Frau Präsidentin! Sehr geehrte Damen und Herren Abgeordnete! Ich bin der Fraktion DIE LINKE sehr dankbar, dass sie durch ihren Antrag, in dem sie eine Anpassung der Standards des Wohn- und Teilhabegesetzes des Landes Sachsen-Anhalt an die UN-Behindertenrechtskonvention fordert, dieses Thema auch in dieser Wahlperiode deutlich aufruft.

Ich kann mich noch gut an unsere Diskussionen in der letzten Wahlperiode mit Betroffenen unter anderem in Halle erinnern, wo wir mit den Sorgen und Nöten von Trägern solcher Einrichtungen, aber auch mit denen der Bewohnerinnen und Bewohner sehr intensiv befasst waren.
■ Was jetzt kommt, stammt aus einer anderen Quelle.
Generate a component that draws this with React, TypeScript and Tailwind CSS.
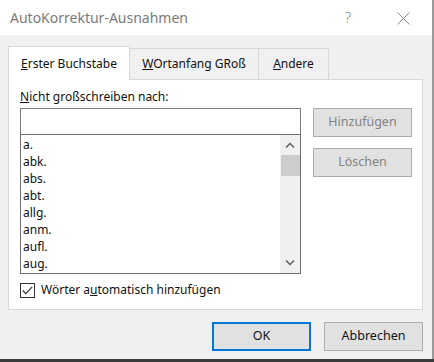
import React from 'react';

const items = ['a.', 'abk.', 'abs.', 'abt.', 'allg.', 'anm.', 'aufl.', 'aug.'];

const font = "font-['Noto_Sans',sans-serif]";

const Btn: React.FC<{ label: string; disabled?: boolean; primary?: boolean; className?: string }> = ({
  label,
  disabled,
  primary,
  className = '',
}) => (
  <div
    className={`flex h-[29px] w-[99px] items-center justify-center bg-[#e1e1e1] text-[12.5px] ${
      primary ? 'border-2 border-[#0078d7]' : 'border border-[#adadad]'
    } ${disabled ? 'text-[#838383]' : 'text-[#111]'} ${className}`}
  >
    {label}
  </div>
);

export default function App() {
  return (
    <div className={`flex h-[362px] w-[434px] flex-col bg-white ${font}`}>
      {/* title bar */}
      <div className="flex h-[35px] shrink-0 items-center justify-between border-r-2 border-[#9a9a9a] bg-white pl-[10px] pr-[22px]">
        <span className="text-[14px] text-[#7a7a7a]">AutoKorrektur-Ausnahmen</span>
        <div className="flex items-center gap-[46px]">
          <span className="text-[15px] font-light text-[#8a8a8a]">?</span>
          <svg width="13" height="13" viewBox="0 0 13 13" className="mt-[1px]">
            <path d="M0.5 0.5 L12.5 12.5 M12.5 0.5 L0.5 12.5" stroke="#8a8a8a" strokeWidth="1" fill="none" />
          </svg>
        </div>
      </div>

      {/* body */}
      <div className="flex flex-1 flex-col border-r-2 border-[#9a9a9a] bg-[#f0f0f0] pl-[8px] pr-[9px] pt-[11px]">
        {/* tabs */}
        <div className="flex h-[33px] items-end text-[12px] text-[#111]">
          <div className="relative z-10 -mb-px flex h-[34px] w-[122px] items-center justify-center border-x border-t border-[#d9d9d9] bg-white">
            <span>
              <u>E</u>rster Buchstabe
            </span>
          </div>
          <div className="flex h-[31px] w-[129px] items-center justify-center border-r border-t border-[#d9d9d9]">
            <span>
              <u>W</u>Ortanfang GRoß
            </span>
          </div>
          <div className="flex h-[31px] w-[70px] items-center justify-center border-r border-t border-[#d9d9d9]">
            <span>
              <u>A</u>ndere
            </span>
          </div>
        </div>

        {/* panel */}
        <div className="flex h-[231px] flex-col border border-[#d9d9d9] bg-white pl-[11px] pt-[8px] text-[12px] text-[#111]">
          <div className="flex">
            <div className="flex w-[281px] flex-col">
              <div className="h-[20px] leading-[18px]">
                <u>N</u>icht großschreiben nach:
              </div>
              <div className="h-[27px] border border-[#7a7a7a] bg-white" />
              <div className="-mt-px flex h-[140px] border border-[#6e6e6e] bg-white">
                <div className="flex-1 pl-[2px] pt-[1px]">
                  {items.map((it) => (
                    <div key={it} className="h-[17px] leading-[17px]">
                      {it}
                    </div>
                  ))}
                </div>
                <div className="flex w-[20px] flex-col items-center bg-[#f0f0f0]">
                  <div className="flex h-[20px] items-center justify-center">
                    <svg width="10" height="6" viewBox="0 0 10 6">
                      <path d="M1 5.5 L5 1.5 L9 5.5" stroke="#606060" strokeWidth="1.5" fill="none" />
                    </svg>
                  </div>
                  <div className="h-[21px] w-[19px] bg-[#cdcdcd]" />
                  <div className="flex-1" />
                  <div className="flex h-[20px] items-center justify-center">
                    <svg width="10" height="6" viewBox="0 0 10 6">
                      <path d="M1 0.5 L5 4.5 L9 0.5" stroke="#606060" strokeWidth="1.5" fill="none" />
                    </svg>
                  </div>
                </div>
              </div>
            </div>
            <div className="ml-[12px] flex flex-col gap-[11px] pt-[20px]">
              <Btn label="Hinzufügen" disabled />
              <Btn label="Löschen" disabled />
            </div>
          </div>
          <div className="mt-[7px] flex items-center gap-[6px]">
            <div className="flex h-[15px] w-[15px] items-center justify-center border border-[#333] bg-white">
              <svg width="11" height="9" viewBox="0 0 11 9">
                <path d="M0.8 4.5 L3.8 7.6 L10.2 0.8" stroke="#333" strokeWidth="1.2" fill="none" />
              </svg>
            </div>
            <span>
              Wörter a<u>u</u>tomatisch hinzufügen
            </span>
          </div>
        </div>

        {/* footer buttons */}
        <div className="mt-[12px] flex justify-end gap-[13px]">
          <Btn label="OK" primary />
          <Btn label="Abbrechen" />
        </div>
      </div>
      <div className="h-[3px] shrink-0 bg-[#3a3a3a]" />
    </div>
  );
}
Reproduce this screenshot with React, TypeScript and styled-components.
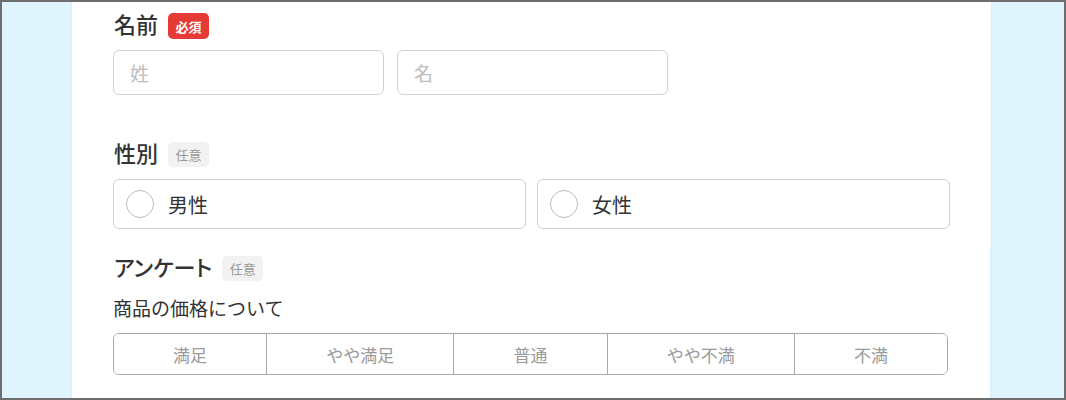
import styled, { createGlobalStyle } from 'styled-components';

const GlobalStyle = createGlobalStyle`
  html, body {
    margin: 0;
    padding: 0;
  }
  body {
    font-family: "Noto Sans CJK JP", "Noto Sans", sans-serif;
    color: #333;
  }
  * {
    box-sizing: border-box;
  }
`;

const Frame = styled.div`
  width: 1066px;
  height: 400px;
  border: 2px solid #6e6e6e;
  background: #e0f4fd;
  overflow: hidden;
  padding-left: 70px;
`;

const Card = styled.section<{ $width: number; $padTop: number; $padBottom: number }>`
  width: ${(p) => p.$width}px;
  background: #fff;
  padding: ${(p) => p.$padTop}px 41px ${(p) => p.$padBottom}px 41px;
  box-shadow: -1px 0 0 #d9eef8, 1px 0 0 #d9eef8;
`;

const LabelRow = styled.div<{ $gapTop?: number }>`
  display: flex;
  align-items: flex-start;
  gap: 10px;
  margin-top: ${(p) => p.$gapTop ?? 0}px;
`;

const Label = styled.span`
  font-size: 22px;
  line-height: 20px;
  font-weight: 500;
  color: #333;
  font-feature-settings: "palt";
  padding-left: 1px;
`;

const Badge = styled.span<{ $required?: boolean }>`
  display: inline-flex;
  align-items: center;
  justify-content: center;
  height: ${(p) => (p.$required ? 26 : 25)}px;
  width: 41px;
  border-radius: 5px;
  font-size: 13px;
  font-weight: ${(p) => (p.$required ? 700 : 400)};
  background: ${(p) => (p.$required ? '#e53a35' : '#f2f2f2')};
  color: ${(p) => (p.$required ? '#fff' : '#999')};
`;

const InputRow = styled.div`
  display: flex;
  gap: 13px;
  margin-top: 11px;
`;

const TextInput = styled.input`
  width: 271px;
  height: 45px;
  border: 1px solid #d2d2d2;
  border-radius: 6px;
  padding: 0 16px;
  font-family: inherit;
  font-size: 19px;
  color: #333;
  outline: none;
  &::placeholder {
    color: #bdbdbd;
  }
`;

const RadioRow = styled.div`
  display: flex;
  gap: 11px;
  margin-top: 12px;
`;

const RadioOption = styled.label`
  flex: 1;
  height: 50px;
  display: flex;
  align-items: center;
  gap: 14px;
  padding-left: 12px;
  border: 1px solid #d2d2d2;
  border-radius: 6px;
  font-size: 20px;
  color: #333;
  cursor: pointer;
`;

const Circle = styled.span`
  width: 28px;
  height: 28px;
  border-radius: 50%;
  border: 1px solid #bdbdbd;
  background: #fff;
`;

const Question = styled.div`
  margin-top: 13px;
  font-size: 19px;
  line-height: 28px;
  color: #333;
`;

const Segmented = styled.div`
  display: flex;
  width: 835px;
  height: 42px;
  margin-top: 11px;
  border: 1px solid #a8a8a8;
  border-radius: 6px;
  overflow: hidden;
`;

const Segment = styled.button`
  flex: 1 1 auto;
  border: none;
  background: #fff;
  font-family: inherit;
  font-size: 17px;
  color: #9a9a9a;
  padding: 0;
  cursor: pointer;
  & + & {
    border-left: 1px solid #a8a8a8;
  }
`;

const choices = ['満足', 'やや満足', '普通', 'やや不満', '不満'];

export default function App() {
  return (
    <>
      <GlobalStyle />
      <Frame>
        <Card $width={919} $padTop={11} $padBottom={19}>
          <LabelRow>
            <Label>名前</Label>
            <Badge $required>必須</Badge>
          </LabelRow>
          <InputRow>
            <TextInput placeholder="姓" />
            <TextInput placeholder="名" />
          </InputRow>

          <LabelRow $gapTop={47}>
            <Label>性別</Label>
            <Badge>任意</Badge>
          </LabelRow>
          <RadioRow>
            <RadioOption>
              <Circle />
              男性
            </RadioOption>
            <RadioOption>
              <Circle />
              女性
            </RadioOption>
          </RadioRow>
        </Card>

        <Card $width={918} $padTop={8} $padBottom={30}>
          <LabelRow>
            <Label>アンケート</Label>
            <Badge>任意</Badge>
          </LabelRow>
          <Question>商品の価格について</Question>
          <Segmented>
            {choices.map((c) => (
              <Segment key={c}>{c}</Segment>
            ))}
          </Segmented>
        </Card>
      </Frame>
    </>
  );
}
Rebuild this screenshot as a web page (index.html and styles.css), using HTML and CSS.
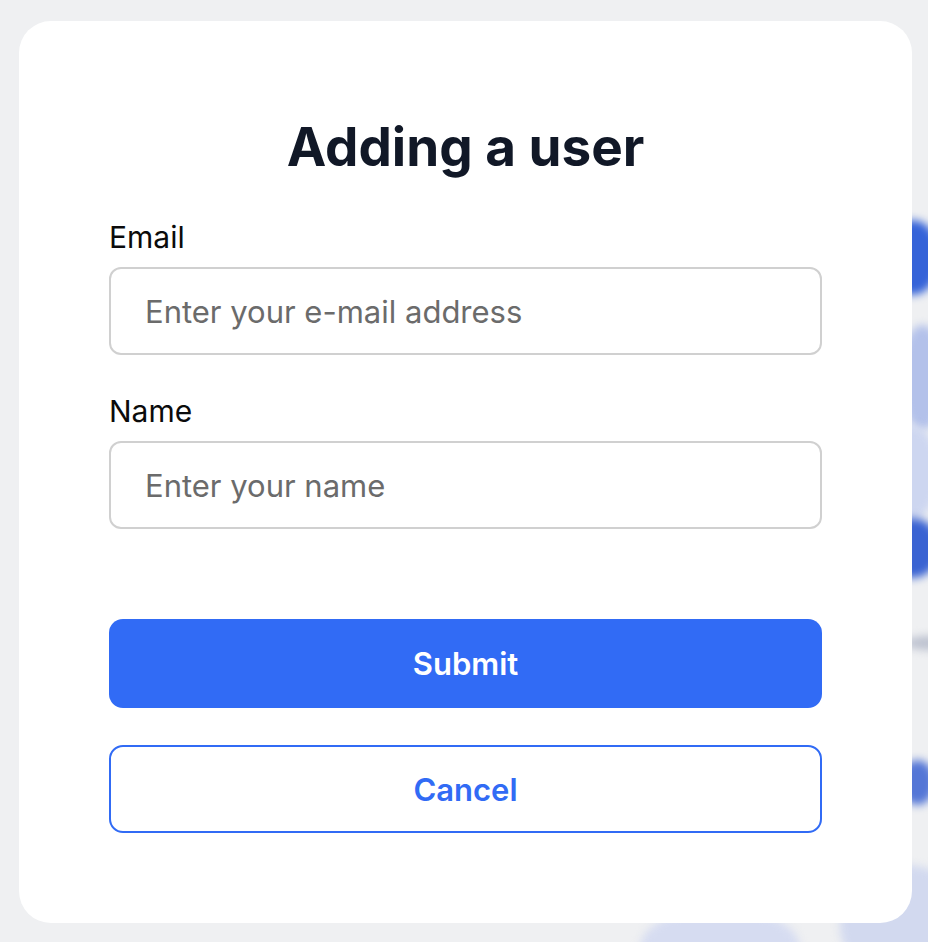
FILE: index.html
```html
<!DOCTYPE html>
<html lang="en">
<head>
  <meta charset="UTF-8" />
  <meta name="viewport" content="width=device-width, initial-scale=1.0" />
  <title>Adding a user</title>
  <link rel="stylesheet" href="styles.css">
</head>
<body>
  <div class="backdrop">
    <span class="blob blob-1"></span>
    <span class="blob blob-2"></span>
    <span class="blob blob-3"></span>
    <span class="blob blob-4"></span>
    <span class="blob blob-5"></span>
    <span class="blob blob-6"></span>
    <span class="blob blob-7"></span>
    <span class="blob blob-8"></span>
  </div>

  <div class="page">
    <div class="modal">
      <h1>Adding a user</h1>

      <form class="user-form">
        <div class="field">
          <label for="email">Email</label>
          <input type="email" id="email" placeholder="Enter your e-mail address" />
        </div>
        <div class="field">
          <label for="name">Name</label>
          <input type="text" id="name" placeholder="Enter your name" />
        </div>

        <div class="actions">
          <button type="submit" class="btn btn-primary">Submit</button>
          <button type="button" class="btn btn-outline">Cancel</button>
        </div>
      </form>
    </div>
  </div>
</body>
</html>
```

FILE: styles.css
```css
* {
  box-sizing: border-box;
}

body {
  margin: 0;
  height: 942px;
  overflow: hidden;
  position: relative;
  font-family: Inter, "Noto Sans", sans-serif;
  background-color: #eff0f2;
}

/* blurred shapes peeking out behind the modal */
.backdrop {
  position: absolute;
  inset: 0;
  overflow: hidden;
}

.blob {
  position: absolute;
  border-radius: 50%;
  filter: blur(4px);
}

.blob-1 { left: 885px; top: 220px; width: 55px; height: 75px; background: #3563d8; }
.blob-2 { left: 900px; top: 325px; width: 45px; height: 105px; background: #b3c1ea; }
.blob-3 { left: 880px; top: 425px; width: 60px; height: 95px; background: #cdd6f0; }
.blob-4 { left: 885px; top: 518px; width: 55px; height: 60px; background: #3a63d2; }
.blob-5 { left: 905px; top: 636px; width: 50px; height: 14px; background: #bcc1cf; }
.blob-6 { left: 900px; top: 760px; width: 35px; height: 45px; background: #5476d6; }
.blob-7 { left: 640px; top: 908px; width: 160px; height: 80px; background: #d6dcf1; }
.blob-8 { left: 840px; top: 865px; width: 130px; height: 120px; background: #d2d9ef; }

.page {
  position: relative;
  padding: 21px 16px 19px 19px;
}

.modal {
  background-color: #fff;
  border-radius: 32px;
  height: 902px;
  padding: 95px 90px 0;
}

.modal h1 {
  margin: 0;
  text-align: center;
  font-size: 53px;
  line-height: 63px;
  font-weight: 700;
  color: #111827;
}

.user-form {
  margin-top: 40px;
}

.field + .field {
  margin-top: 38px;
}

label {
  display: block;
  font-size: 30px;
  line-height: 36px;
  color: #0b0b0b;
}

input {
  display: block;
  width: 100%;
  height: 88px;
  margin-top: 12px;
  padding: 0 34px;
  border: 2px solid #d0d0d0;
  border-radius: 12px;
  font-family: inherit;
  font-size: 31px;
  color: #111827;
  outline: none;
}

input::placeholder {
  color: #6b6b6b;
}

.actions {
  margin-top: 90px;
  display: flex;
  flex-direction: column;
  gap: 37px;
}

.btn {
  height: 89px;
  border-radius: 14px;
  font-family: inherit;
  font-size: 31px;
  font-weight: 600;
  cursor: pointer;
}

.btn-primary {
  background-color: #316bf5;
  border: none;
  color: #fff;
}

.btn-outline {
  height: 88px;
  background-color: #fff;
  border: 2px solid #316bf5;
  color: #316bf5;
}
```
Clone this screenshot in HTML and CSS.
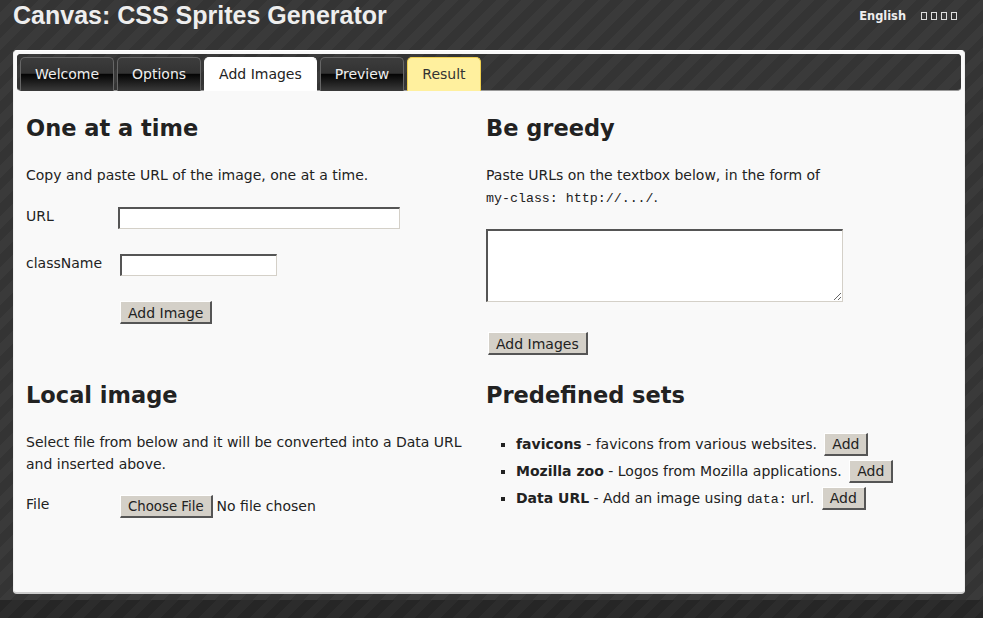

Die in Ihrem Antrag unter Punkt 2 genannte Problematik der Zweckbindung von Fördermitteln, die es verhinderte, Mehrbettzimmer sanktionsfrei in Einzelzimmer umzuwandeln, lag uns schon damals schwer im Magen. Daher kann ich Ihre Forderung sehr gut nachvollziehen.

Wir haben im Koalitionsvertrag die Einführung einer Einzelzimmerquote von 80 % vereinbart. Allerdings können wir als regierungstragende Fraktion im Gegensatz zur Opposition nicht nur Forderungen aufstellen, wir müssen diese auch umsetzen.